## Job
Skip the pictures and repeat each line of the data exactly.

## Source material
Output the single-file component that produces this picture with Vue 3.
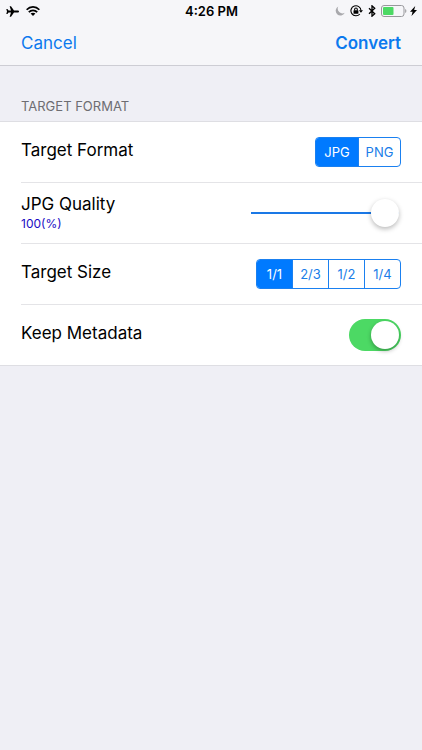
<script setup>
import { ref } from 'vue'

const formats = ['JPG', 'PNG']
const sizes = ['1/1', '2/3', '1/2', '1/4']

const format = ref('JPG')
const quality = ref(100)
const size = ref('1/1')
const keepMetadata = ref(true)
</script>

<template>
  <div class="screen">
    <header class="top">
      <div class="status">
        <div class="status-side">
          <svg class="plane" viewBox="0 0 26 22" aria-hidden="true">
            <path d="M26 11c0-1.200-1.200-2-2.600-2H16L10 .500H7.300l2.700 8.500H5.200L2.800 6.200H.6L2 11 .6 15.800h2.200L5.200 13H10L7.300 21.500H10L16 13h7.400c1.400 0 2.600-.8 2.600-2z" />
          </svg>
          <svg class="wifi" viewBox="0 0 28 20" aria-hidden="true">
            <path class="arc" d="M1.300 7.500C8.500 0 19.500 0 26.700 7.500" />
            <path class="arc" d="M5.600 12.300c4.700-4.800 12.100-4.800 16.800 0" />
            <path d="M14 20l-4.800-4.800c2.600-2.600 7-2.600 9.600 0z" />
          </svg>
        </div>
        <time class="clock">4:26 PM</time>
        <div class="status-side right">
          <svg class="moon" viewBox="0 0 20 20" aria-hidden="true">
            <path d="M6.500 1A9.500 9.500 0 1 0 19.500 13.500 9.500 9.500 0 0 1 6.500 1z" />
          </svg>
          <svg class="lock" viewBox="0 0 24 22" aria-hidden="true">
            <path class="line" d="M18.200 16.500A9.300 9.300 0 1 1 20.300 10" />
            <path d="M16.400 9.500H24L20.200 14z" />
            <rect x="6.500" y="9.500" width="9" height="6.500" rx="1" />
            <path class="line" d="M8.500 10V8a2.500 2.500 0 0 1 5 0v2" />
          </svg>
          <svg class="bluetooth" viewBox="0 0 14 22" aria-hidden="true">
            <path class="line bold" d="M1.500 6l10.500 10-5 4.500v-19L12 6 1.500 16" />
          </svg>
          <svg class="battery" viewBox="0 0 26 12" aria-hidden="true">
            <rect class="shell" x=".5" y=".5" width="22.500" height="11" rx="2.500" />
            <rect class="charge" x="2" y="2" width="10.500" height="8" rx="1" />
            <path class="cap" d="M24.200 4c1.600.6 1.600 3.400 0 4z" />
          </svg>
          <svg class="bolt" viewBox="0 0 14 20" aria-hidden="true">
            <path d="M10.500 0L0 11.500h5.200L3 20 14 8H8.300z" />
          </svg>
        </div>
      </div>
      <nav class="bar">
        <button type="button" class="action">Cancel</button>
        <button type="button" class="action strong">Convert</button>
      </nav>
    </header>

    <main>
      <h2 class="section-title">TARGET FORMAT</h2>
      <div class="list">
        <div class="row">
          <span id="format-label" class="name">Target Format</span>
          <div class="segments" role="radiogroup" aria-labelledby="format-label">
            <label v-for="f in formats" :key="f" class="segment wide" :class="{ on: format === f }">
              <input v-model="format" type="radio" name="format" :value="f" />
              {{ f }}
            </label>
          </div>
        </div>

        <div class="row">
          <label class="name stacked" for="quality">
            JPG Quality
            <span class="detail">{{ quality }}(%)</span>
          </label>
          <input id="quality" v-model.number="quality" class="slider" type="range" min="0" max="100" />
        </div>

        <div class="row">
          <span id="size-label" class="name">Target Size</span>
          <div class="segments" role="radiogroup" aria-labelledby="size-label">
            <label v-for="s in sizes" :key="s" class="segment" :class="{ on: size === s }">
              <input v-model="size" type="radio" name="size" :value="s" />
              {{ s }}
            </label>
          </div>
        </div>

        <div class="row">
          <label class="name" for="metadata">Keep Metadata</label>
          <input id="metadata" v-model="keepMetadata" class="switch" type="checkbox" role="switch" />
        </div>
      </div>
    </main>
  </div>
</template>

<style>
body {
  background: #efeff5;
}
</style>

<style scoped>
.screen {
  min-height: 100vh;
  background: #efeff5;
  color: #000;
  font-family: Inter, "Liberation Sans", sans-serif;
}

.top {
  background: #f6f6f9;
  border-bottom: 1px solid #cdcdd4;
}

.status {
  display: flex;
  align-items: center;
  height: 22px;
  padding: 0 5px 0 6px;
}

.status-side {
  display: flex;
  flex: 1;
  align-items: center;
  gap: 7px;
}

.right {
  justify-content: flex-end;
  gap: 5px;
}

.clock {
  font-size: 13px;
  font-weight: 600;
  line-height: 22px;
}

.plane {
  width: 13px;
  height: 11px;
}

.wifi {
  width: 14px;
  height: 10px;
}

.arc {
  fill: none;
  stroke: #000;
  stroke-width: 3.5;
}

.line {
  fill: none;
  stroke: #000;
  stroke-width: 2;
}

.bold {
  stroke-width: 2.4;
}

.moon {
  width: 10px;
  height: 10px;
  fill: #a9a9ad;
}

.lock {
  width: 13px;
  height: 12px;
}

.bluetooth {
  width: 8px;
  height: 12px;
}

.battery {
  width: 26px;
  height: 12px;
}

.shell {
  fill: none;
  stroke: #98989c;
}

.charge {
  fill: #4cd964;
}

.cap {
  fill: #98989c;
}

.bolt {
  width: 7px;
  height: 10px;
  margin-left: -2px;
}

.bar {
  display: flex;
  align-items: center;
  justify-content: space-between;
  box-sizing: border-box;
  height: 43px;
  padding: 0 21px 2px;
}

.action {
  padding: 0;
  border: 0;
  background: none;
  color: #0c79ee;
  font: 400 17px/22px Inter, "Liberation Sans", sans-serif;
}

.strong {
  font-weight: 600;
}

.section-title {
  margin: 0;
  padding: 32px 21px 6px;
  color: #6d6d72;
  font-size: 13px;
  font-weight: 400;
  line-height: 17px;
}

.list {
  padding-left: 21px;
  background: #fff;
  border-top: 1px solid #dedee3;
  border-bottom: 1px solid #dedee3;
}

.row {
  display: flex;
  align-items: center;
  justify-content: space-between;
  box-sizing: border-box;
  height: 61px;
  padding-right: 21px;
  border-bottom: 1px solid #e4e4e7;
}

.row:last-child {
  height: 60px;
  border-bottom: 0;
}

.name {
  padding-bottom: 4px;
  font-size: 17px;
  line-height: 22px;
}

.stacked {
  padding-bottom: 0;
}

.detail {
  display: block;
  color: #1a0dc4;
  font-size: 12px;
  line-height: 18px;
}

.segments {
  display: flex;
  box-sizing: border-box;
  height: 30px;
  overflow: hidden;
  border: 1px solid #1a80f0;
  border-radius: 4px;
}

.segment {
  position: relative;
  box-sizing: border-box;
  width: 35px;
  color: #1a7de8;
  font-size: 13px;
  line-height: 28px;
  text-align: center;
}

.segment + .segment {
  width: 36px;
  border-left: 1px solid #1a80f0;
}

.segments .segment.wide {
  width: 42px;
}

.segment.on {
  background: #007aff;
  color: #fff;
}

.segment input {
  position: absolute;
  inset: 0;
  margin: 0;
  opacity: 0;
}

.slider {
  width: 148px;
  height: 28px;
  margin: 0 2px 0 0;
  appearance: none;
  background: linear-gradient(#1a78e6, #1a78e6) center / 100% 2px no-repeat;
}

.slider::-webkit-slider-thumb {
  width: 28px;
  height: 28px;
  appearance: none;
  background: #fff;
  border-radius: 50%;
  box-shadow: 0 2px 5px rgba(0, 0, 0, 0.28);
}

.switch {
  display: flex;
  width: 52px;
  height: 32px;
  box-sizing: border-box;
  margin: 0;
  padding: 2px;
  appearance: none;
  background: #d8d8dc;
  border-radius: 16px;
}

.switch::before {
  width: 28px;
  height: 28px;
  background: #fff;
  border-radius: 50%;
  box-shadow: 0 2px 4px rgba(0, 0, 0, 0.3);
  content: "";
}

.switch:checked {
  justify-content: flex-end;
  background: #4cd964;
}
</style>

## Task answer
Output the single-file component that produces this picture with Vue 3.
<script setup>
import { ref } from 'vue'

const formats = ['JPG', 'PNG']
const sizes = ['1/1', '2/3', '1/2', '1/4']

const format = ref('JPG')
const quality = ref(100)
const size = ref('1/1')
const keepMetadata = ref(true)
</script>

<template>
  <div class="screen">
    <header class="top">
      <div class="status">
        <div class="status-side">
          <svg class="plane" viewBox="0 0 26 22" aria-hidden="true">
            <path d="M26 11c0-1.200-1.200-2-2.600-2H16L10 .500H7.300l2.700 8.500H5.200L2.800 6.200H.6L2 11 .6 15.800h2.200L5.200 13H10L7.300 21.500H10L16 13h7.400c1.400 0 2.600-.8 2.600-2z" />
          </svg>
          <svg class="wifi" viewBox="0 0 28 20" aria-hidden="true">
            <path class="arc" d="M1.300 7.500C8.500 0 19.500 0 26.700 7.500" />
            <path class="arc" d="M5.600 12.300c4.700-4.800 12.100-4.800 16.800 0" />
            <path d="M14 20l-4.800-4.800c2.600-2.600 7-2.600 9.600 0z" />
          </svg>
        </div>
        <time class="clock">4:26 PM</time>
        <div class="status-side right">
          <svg class="moon" viewBox="0 0 20 20" aria-hidden="true">
            <path d="M6.500 1A9.500 9.500 0 1 0 19.500 13.500 9.500 9.500 0 0 1 6.500 1z" />
          </svg>
          <svg class="lock" viewBox="0 0 24 22" aria-hidden="true">
            <path class="line" d="M18.200 16.500A9.300 9.300 0 1 1 20.300 10" />
            <path d="M16.400 9.500H24L20.200 14z" />
            <rect x="6.500" y="9.500" width="9" height="6.500" rx="1" />
            <path class="line" d="M8.500 10V8a2.500 2.500 0 0 1 5 0v2" />
          </svg>
          <svg class="bluetooth" viewBox="0 0 14 22" aria-hidden="true">
            <path class="line bold" d="M1.500 6l10.500 10-5 4.500v-19L12 6 1.500 16" />
          </svg>
          <svg class="battery" viewBox="0 0 26 12" aria-hidden="true">
            <rect class="shell" x=".5" y=".5" width="22.500" height="11" rx="2.500" />
            <rect class="charge" x="2" y="2" width="10.500" height="8" rx="1" />
            <path class="cap" d="M24.200 4c1.600.6 1.600 3.400 0 4z" />
          </svg>
          <svg class="bolt" viewBox="0 0 14 20" aria-hidden="true">
            <path d="M10.500 0L0 11.500h5.200L3 20 14 8H8.300z" />
          </svg>
        </div>
      </div>
      <nav class="bar">
        <button type="button" class="action">Cancel</button>
        <button type="button" class="action strong">Convert</button>
      </nav>
    </header>

    <main>
      <h2 class="section-title">TARGET FORMAT</h2>
      <div class="list">
        <div class="row">
          <span id="format-label" class="name">Target Format</span>
          <div class="segments" role="radiogroup" aria-labelledby="format-label">
            <label v-for="f in formats" :key="f" class="segment wide" :class="{ on: format === f }">
              <input v-model="format" type="radio" name="format" :value="f" />
              {{ f }}
            </label>
          </div>
        </div>

        <div class="row">
          <label class="name stacked" for="quality">
            JPG Quality
            <span class="detail">{{ quality }}(%)</span>
          </label>
          <input id="quality" v-model.number="quality" class="slider" type="range" min="0" max="100" />
        </div>

        <div class="row">
          <span id="size-label" class="name">Target Size</span>
          <div class="segments" role="radiogroup" aria-labelledby="size-label">
            <label v-for="s in sizes" :key="s" class="segment" :class="{ on: size === s }">
              <input v-model="size" type="radio" name="size" :value="s" />
              {{ s }}
            </label>
          </div>
        </div>

        <div class="row">
          <label class="name" for="metadata">Keep Metadata</label>
          <input id="metadata" v-model="keepMetadata" class="switch" type="checkbox" role="switch" />
        </div>
      </div>
    </main>
  </div>
</template>

<style>
body {
  background: #efeff5;
}
</style>

<style scoped>
.screen {
  min-height: 100vh;
  background: #efeff5;
  color: #000;
  font-family: Inter, "Liberation Sans", sans-serif;
}

.top {
  background: #f6f6f9;
  border-bottom: 1px solid #cdcdd4;
}

.status {
  display: flex;
  align-items: center;
  height: 22px;
  padding: 0 5px 0 6px;
}

.status-side {
  display: flex;
  flex: 1;
  align-items: center;
  gap: 7px;
}

.right {
  justify-content: flex-end;
  gap: 5px;
}

.clock {
  font-size: 13px;
  font-weight: 600;
  line-height: 22px;
}

.plane {
  width: 13px;
  height: 11px;
}

.wifi {
  width: 14px;
  height: 10px;
}

.arc {
  fill: none;
  stroke: #000;
  stroke-width: 3.5;
}

.line {
  fill: none;
  stroke: #000;
  stroke-width: 2;
}

.bold {
  stroke-width: 2.4;
}

.moon {
  width: 10px;
  height: 10px;
  fill: #a9a9ad;
}

.lock {
  width: 13px;
  height: 12px;
}

.bluetooth {
  width: 8px;
  height: 12px;
}

.battery {
  width: 26px;
  height: 12px;
}

.shell {
  fill: none;
  stroke: #98989c;
}

.charge {
  fill: #4cd964;
}

.cap {
  fill: #98989c;
}

.bolt {
  width: 7px;
  height: 10px;
  margin-left: -2px;
}

.bar {
  display: flex;
  align-items: center;
  justify-content: space-between;
  box-sizing: border-box;
  height: 43px;
  padding: 0 21px 2px;
}

.action {
  padding: 0;
  border: 0;
  background: none;
  color: #0c79ee;
  font: 400 17px/22px Inter, "Liberation Sans", sans-serif;
}

.strong {
  font-weight: 600;
}

.section-title {
  margin: 0;
  padding: 32px 21px 6px;
  color: #6d6d72;
  font-size: 13px;
  font-weight: 400;
  line-height: 17px;
}

.list {
  padding-left: 21px;
  background: #fff;
  border-top: 1px solid #dedee3;
  border-bottom: 1px solid #dedee3;
}

.row {
  display: flex;
  align-items: center;
  justify-content: space-between;
  box-sizing: border-box;
  height: 61px;
  padding-right: 21px;
  border-bottom: 1px solid #e4e4e7;
}

.row:last-child {
  height: 60px;
  border-bottom: 0;
}

.name {
  padding-bottom: 4px;
  font-size: 17px;
  line-height: 22px;
}

.stacked {
  padding-bottom: 0;
}

.detail {
  display: block;
  color: #1a0dc4;
  font-size: 12px;
  line-height: 18px;
}

.segments {
  display: flex;
  box-sizing: border-box;
  height: 30px;
  overflow: hidden;
  border: 1px solid #1a80f0;
  border-radius: 4px;
}

.segment {
  position: relative;
  box-sizing: border-box;
  width: 35px;
  color: #1a7de8;
  font-size: 13px;
  line-height: 28px;
  text-align: center;
}

.segment + .segment {
  width: 36px;
  border-left: 1px solid #1a80f0;
}

.segments .segment.wide {
  width: 42px;
}

.segment.on {
  background: #007aff;
  color: #fff;
}

.segment input {
  position: absolute;
  inset: 0;
  margin: 0;
  opacity: 0;
}

.slider {
  width: 148px;
  height: 28px;
  margin: 0 2px 0 0;
  appearance: none;
  background: linear-gradient(#1a78e6, #1a78e6) center / 100% 2px no-repeat;
}

.slider::-webkit-slider-thumb {
  width: 28px;
  height: 28px;
  appearance: none;
  background: #fff;
  border-radius: 50%;
  box-shadow: 0 2px 5px rgba(0, 0, 0, 0.28);
}

.switch {
  display: flex;
  width: 52px;
  height: 32px;
  box-sizing: border-box;
  margin: 0;
  padding: 2px;
  appearance: none;
  background: #d8d8dc;
  border-radius: 16px;
}

.switch::before {
  width: 28px;
  height: 28px;
  background: #fff;
  border-radius: 50%;
  box-shadow: 0 2px 4px rgba(0, 0, 0, 0.3);
  content: "";
}

.switch:checked {
  justify-content: flex-end;
  background: #4cd964;
}
</style>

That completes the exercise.